Monday, June 27, 2011

Finally, a moment to write...

Been busy in life, visitors from out of town, working the garden...Oh, I have to tell you...I was in the garden and one of the other gardeners drove past and then stopped..."You know..." he said out the window of his car..."I have to tell you...I love your garden."   

I was stunned.  I really didn't know what to say.  In my mind I said "You do?"  Like, how could anyone admire this? 

"I love the way you laid it out, it's nice the way it looks...with a little over there, and that on the other side..."

Still a little stunned by this unexpected adoration, I replied, "well, it's just that I do things kinda free-form." 

He insisted in looked great.  I thanked him.  Really, thou, I was stunned. 

My Henbane and White Sage seedlings all died, not sure if I mentioned that before.  But the fact that I actually got them started is still exciting.  I'll just have to do better next year, that's all.  That's the great thing about gardening, you learn from your mistakes.

The herbs that were put into the garden are doing really well.  Except for the French Lavender. It died.  Oh, and the Coriander is on it's last legs.  The Fennel is doing great.  I had only two, but I just found some today, so hopefully I'll get 4-6 more out of those young plants.  I also picked up a Citronella and a Pennyroyal, so I guess I'll have to write articles about them soon. Now that my garden actually looks like it's growing something, I will make some current photos and put them up.

The potato beetles are not as bad as I was led to believe.  A lot of people did lose their tomato plants to them at the beginning, but I got an organic bug spray and its working. 

I have not been able to purchase any plants online yet, due to money problems, but I hope to order some soon, since they will already be somewhat grown, it should be ok if I can get them in by next week. Cross your fingers.  Otherwise, I will make due with what I've got. 

The Monkshood seem to be doing well enough.  It's always interesting to see what does well and what tends to fade.  My peas are a disaster, I've never had problems with them before. Strangely, the strawberries are doing well, and usually I kill those right away. Very odd. 

Remember my motto

I got a comment recently from someone who said they had Osha growing near them.  I want to stress that they must be extremely careful when gathering this plant, as it closely remembles Hemlock, which is an extremely poisonous plant.  Experts have been mistaken, great caution should be used.  

BE CAREFUL, okay?  Otherwise good luck with that.  If you want to sell any, go to an herbalist who knows how to identify it.  I DO NOT recommend that you sell it privately due to the strong possibility that a dangerous mistake might be made. 

Saturday, June 4, 2011

Monkshood In My Garden!

The local nursery came through and I now have two lovely Aconitum napellus in my garden.  They are about 24" tall and have several buds already.  Can't wait to see them bloom.  They cost about $12 each.  I planted them at the outside corner of my garden,  maybe they will act as a deterrent to thieves.  I still can't believe that this highly poisonous plant is readily available in any good flower shop.  Amazing. 

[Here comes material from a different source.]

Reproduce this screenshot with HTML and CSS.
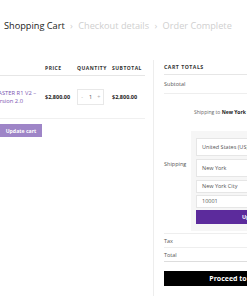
FILE: index.html
```html
<!DOCTYPE html>
<html>
<head>
    <title>Cart</title>
    <link rel="stylesheet" href="styles.css">
</head>
<body>
<main class="page">
    <nav class="steps">
        <span class="step step-current">Shopping Cart</span>
        <span class="step-sep">&rsaquo;</span>
        <span class="step">Checkout details</span>
        <span class="step-sep">&rsaquo;</span>
        <span class="step">Order Complete</span>
    </nav>
    <div class="cart">
        <section class="cart-main">
            <table class="cart-table">
                <thead>
                    <tr>
                        <th class="col-product"></th>
                        <th class="col-price">Price</th>
                        <th class="col-qty">Quantity</th>
                        <th class="col-subtotal">Subtotal</th>
                    </tr>
                </thead>
                <tbody>
                    <tr>
                        <td class="col-product"><a href="#" class="product-link">MASTER R1 V2 &ndash; Version 2.0</a></td>
                        <td class="col-price amount">$2,800.00</td>
                        <td class="col-qty">
                            <div class="qty">
                                <span class="qty-btn">-</span>
                                <span class="qty-val">1</span>
                                <span class="qty-btn">+</span>
                            </div>
                        </td>
                        <td class="col-subtotal amount">$2,800.00</td>
                    </tr>
                </tbody>
            </table>
            <button class="update-btn">Update cart</button>
        </section>
        <aside class="cart-totals">
            <div class="totals-title">Cart totals</div>
            <div class="totals-row subtotal-row">
                <span class="totals-label">Subtotal</span>
            </div>
            <div class="totals-row shipping-row">
                <span class="totals-label">Shipping</span>
                <div class="shipping-value">
                    <p class="shipping-dest">Shipping to <b>New York City, NY 10001</b></p>
                    <div class="calc-form">
                        <div class="calc-field calc-select">United States (US)</div>
                        <div class="calc-field calc-select">New York</div>
                        <div class="calc-field">New York City</div>
                        <div class="calc-field">10001</div>
                        <div class="calc-btn">Update</div>
                    </div>
                </div>
            </div>
            <div class="totals-row">
                <span class="totals-label">Tax</span>
            </div>
            <div class="totals-row totals-last">
                <span class="totals-label">Total</span>
            </div>
            <button class="checkout-btn">Proceed to checkout</button>
        </aside>
    </div>
</main>
</body>
</html>
```

FILE: styles.css
```css
body {
    margin: 0;
    background: #fff;
    font-family: "Open Sans", "Liberation Sans", sans-serif;
    color: #333;
    overflow: hidden;
}

.page {
    width: 247px;
    height: 296px;
    overflow: hidden;
}

.steps {
    height: 60px;
    padding: 20px 0 0 4px;
    box-sizing: border-box;
    font-size: 9.2px;
    line-height: 12px;
    white-space: nowrap;
    color: #cfcfcf;
}

.step-current {
    color: #222;
}

.step-sep {
    margin: 0 3px;
}

.cart {
    display: flex;
    align-items: flex-start;
}

.cart-main {
    width: 153px;
    flex-shrink: 0;
}

.cart-table {
    border-collapse: collapse;
    table-layout: fixed;
    margin-left: -7px;
    width: 152px;
}

.cart-table th {
    height: 15px;
    font-size: 5px;
    font-weight: 700;
    letter-spacing: .5px;
    text-transform: uppercase;
    text-align: left;
    padding: 0;
    border-bottom: 1px solid #e6e6e6;
    color: #333;
}

.cart-table td {
    height: 42px;
    padding: 0;
    border-bottom: 1px solid #f0f0f0;
    vertical-align: middle;
}

.col-product {
    width: 52px;
}

.col-price {
    width: 32px;
}

.col-qty {
    width: 35px;
}

.product-link {
    display: block;
    width: 48px;
    color: #7b56b1;
    text-decoration: none;
    font-size: 5.8px;
    line-height: 8px;
}

.amount {
    font-size: 5.5px;
    font-weight: 700;
    color: #222;
}

.qty {
    display: flex;
    align-items: center;
    width: 27px;
    height: 16px;
    border: 1px solid #e8e8e8;
    box-sizing: border-box;
    font-size: 5.5px;
    color: #aaa;
}

.qty-btn,
.qty-val {
    flex: 1;
    text-align: center;
}

.qty-val {
    color: #555;
}

.update-btn {
    display: block;
    margin-top: 5px;
    width: 42px;
    height: 13px;
    border: 0;
    padding: 0;
    background: #9e85c7;
    color: #fff;
    font-family: inherit;
    font-weight: 700;
    font-size: 5.2px;
}

.cart-totals {
    width: 178px;
    flex-shrink: 0;
    border-left: 1px solid #ededed;
    padding-left: 10px;
    height: 236px;
    font-size: 5.5px;
    color: #555;
}

.totals-title {
    height: 14px;
    line-height: 14px;
    font-size: 5.2px;
    font-weight: 700;
    letter-spacing: .5px;
    text-transform: uppercase;
    color: #333;
    border-bottom: 1px solid #e6e6e6;
}

.totals-row {
    display: flex;
    align-items: center;
    height: 13px;
    border-bottom: 1px solid #eee;
}

.subtotal-row {
    height: 18px;
}

.shipping-row {
    height: 139px;
}

.totals-last {
    border-bottom-color: #ddd;
}

.totals-label {
    width: 27px;
    flex-shrink: 0;
}

.shipping-value {
    width: 150px;
    align-self: flex-start;
}

.shipping-dest {
    margin: 14px 0 15px 3px;
    font-size: 5px;
    line-height: 8px;
    white-space: nowrap;
    color: #666;
}

.shipping-dest b {
    color: #222;
}

.calc-form {
    display: flex;
    flex-direction: column;
    gap: 2px;
    width: 112px;
    padding: 7px 5px;
    background: #f6f6f6;
}

.calc-field {
    height: 13px;
    padding-left: 5px;
    border: 1px solid #e6e6e6;
    box-sizing: border-box;
    background: #fff;
    line-height: 11px;
    font-size: 5.5px;
    color: #555;
}

.calc-select {
    height: 18px;
    line-height: 16px;
}

.calc-select + .calc-field {
    margin-top: 1px;
}

.calc-btn {
    height: 14px;
    line-height: 14px;
    background: #5c2b9c;
    color: #fff;
    font-size: 5.5px;
    font-weight: 700;
    text-align: center;
}

.checkout-btn {
    display: block;
    margin-top: 9px;
    width: 162px;
    height: 15px;
    padding: 0;
    border: 0;
    background: #000;
    color: #fff;
    font-family: inherit;
    font-weight: 700;
    font-size: 7px;
}
```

Well, been busy on and off with the garden, weather permitting.  We had two nice days but mostly we are bombarded with heavy humidity, making garden work almost impossible.  The soil in this garden is extremely clay-like, when it's soaked, it acts like quicksand, sucking your feet down until it claims your shoes. 

As I have been working in the garden, I am meeting the other gardeners and getting to know them.  Most are really nice, and some will need more than a few grains of salt.  Stories of thievery abound, and just this past weekend a poor dog was found murdered, hanging from a tree with a stick down it's throat. (I hate people.)  One day I found a lot of little clumps of white fur scattered around my garden.  I figured some of the local feral cats had a fight there, but another gardener told me that the falcons make the occasional meal of the feral kittens.  I never realized that this garden would be such an adventure. 

Yesterday I discovered an adorable little toad in my garden.  It's great having them, as they eat nasty insects, snails and other pests.  In classical myth, toads were believed to be one of the animals that witches used as familiars.  I'm going to try and devise a simple little toad house to encourage the toads to hang around.  That can be made with something as simple as a broken clay flower pot, tin cans or a couple of rocks.

This is the gate that I made, lots of people at the garden are stopping by to tell me how much they like my fense and gate.  All I did was plant some tall sticks in the ground and tie some string.  I didn't think they were such a big deal.   I was just trying to put up something to deter human thieves.  I'm not even thinking about the deer yet, they won't be stopped by this fense, they can easily clear one 12' high.  I've already seen their foot prints in my garden.  They were probably checking out what I have for later.   
I planted some black tomatos, and built  cages around them out of sticks and string, I think maybe they confused the deer, since they were not touched.  Many other gardeners have had their tomatos eaten down to little nubs by the potato beetles and deer.

And this is my garden, not much to look at yet, but it's coming along.